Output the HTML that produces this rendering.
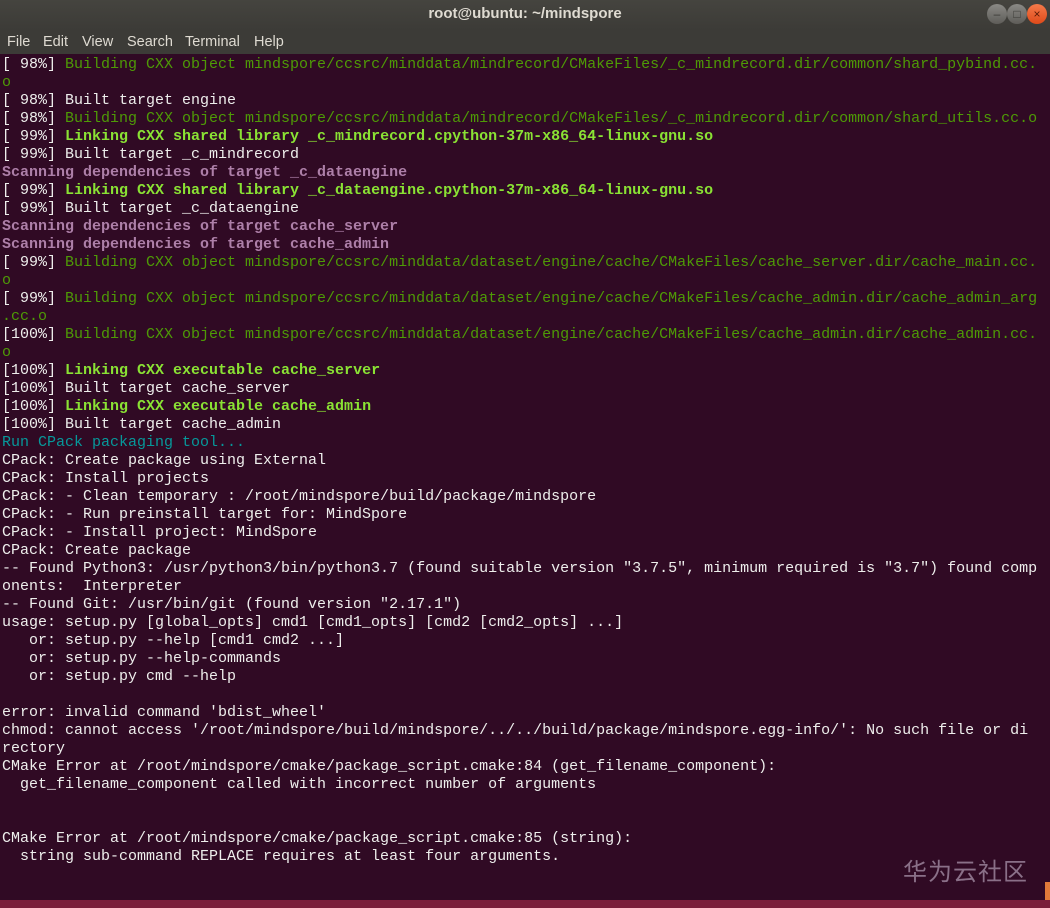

★ ★ ★

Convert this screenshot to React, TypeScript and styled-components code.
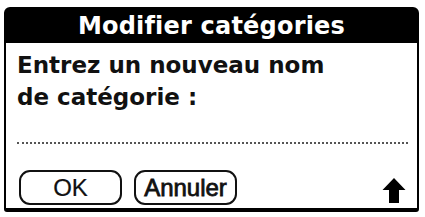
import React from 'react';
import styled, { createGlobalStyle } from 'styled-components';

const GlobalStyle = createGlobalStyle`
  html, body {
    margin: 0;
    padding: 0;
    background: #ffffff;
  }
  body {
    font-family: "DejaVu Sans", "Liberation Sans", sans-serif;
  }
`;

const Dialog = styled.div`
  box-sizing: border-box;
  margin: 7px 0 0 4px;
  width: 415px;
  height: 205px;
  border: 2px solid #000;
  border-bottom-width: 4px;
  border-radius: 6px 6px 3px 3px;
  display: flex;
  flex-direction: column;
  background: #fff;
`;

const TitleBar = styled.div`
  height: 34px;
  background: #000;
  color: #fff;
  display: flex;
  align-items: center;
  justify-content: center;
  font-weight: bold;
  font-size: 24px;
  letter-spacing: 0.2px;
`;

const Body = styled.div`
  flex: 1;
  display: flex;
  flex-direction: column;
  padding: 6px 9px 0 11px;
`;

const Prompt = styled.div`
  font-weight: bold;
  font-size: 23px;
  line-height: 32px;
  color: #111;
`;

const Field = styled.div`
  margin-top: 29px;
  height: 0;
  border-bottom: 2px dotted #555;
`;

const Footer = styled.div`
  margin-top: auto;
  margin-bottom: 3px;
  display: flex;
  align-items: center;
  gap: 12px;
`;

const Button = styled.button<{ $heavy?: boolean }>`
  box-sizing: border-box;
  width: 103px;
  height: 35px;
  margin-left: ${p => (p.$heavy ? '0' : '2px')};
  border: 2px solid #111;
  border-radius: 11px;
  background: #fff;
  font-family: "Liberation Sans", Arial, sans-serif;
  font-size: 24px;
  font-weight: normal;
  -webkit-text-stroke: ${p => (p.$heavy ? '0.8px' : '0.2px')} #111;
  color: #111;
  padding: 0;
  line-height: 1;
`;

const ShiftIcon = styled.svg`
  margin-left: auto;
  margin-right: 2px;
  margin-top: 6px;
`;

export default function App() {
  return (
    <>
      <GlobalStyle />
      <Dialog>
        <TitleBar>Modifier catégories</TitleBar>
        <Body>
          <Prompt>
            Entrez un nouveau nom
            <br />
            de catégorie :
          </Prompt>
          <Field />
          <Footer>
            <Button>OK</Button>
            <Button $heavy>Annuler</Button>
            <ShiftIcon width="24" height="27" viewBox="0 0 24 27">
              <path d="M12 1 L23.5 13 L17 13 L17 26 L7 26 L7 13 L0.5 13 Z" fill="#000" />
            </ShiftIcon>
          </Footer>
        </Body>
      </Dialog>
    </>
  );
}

★ ★ ★

▸ **Directions**
Locate and copy each line in the data above that includes the word "components".

▸ **Output below**
Convert this screenshot to React, TypeScript and styled-components code.
import styled, { createGlobalStyle } from 'styled-components';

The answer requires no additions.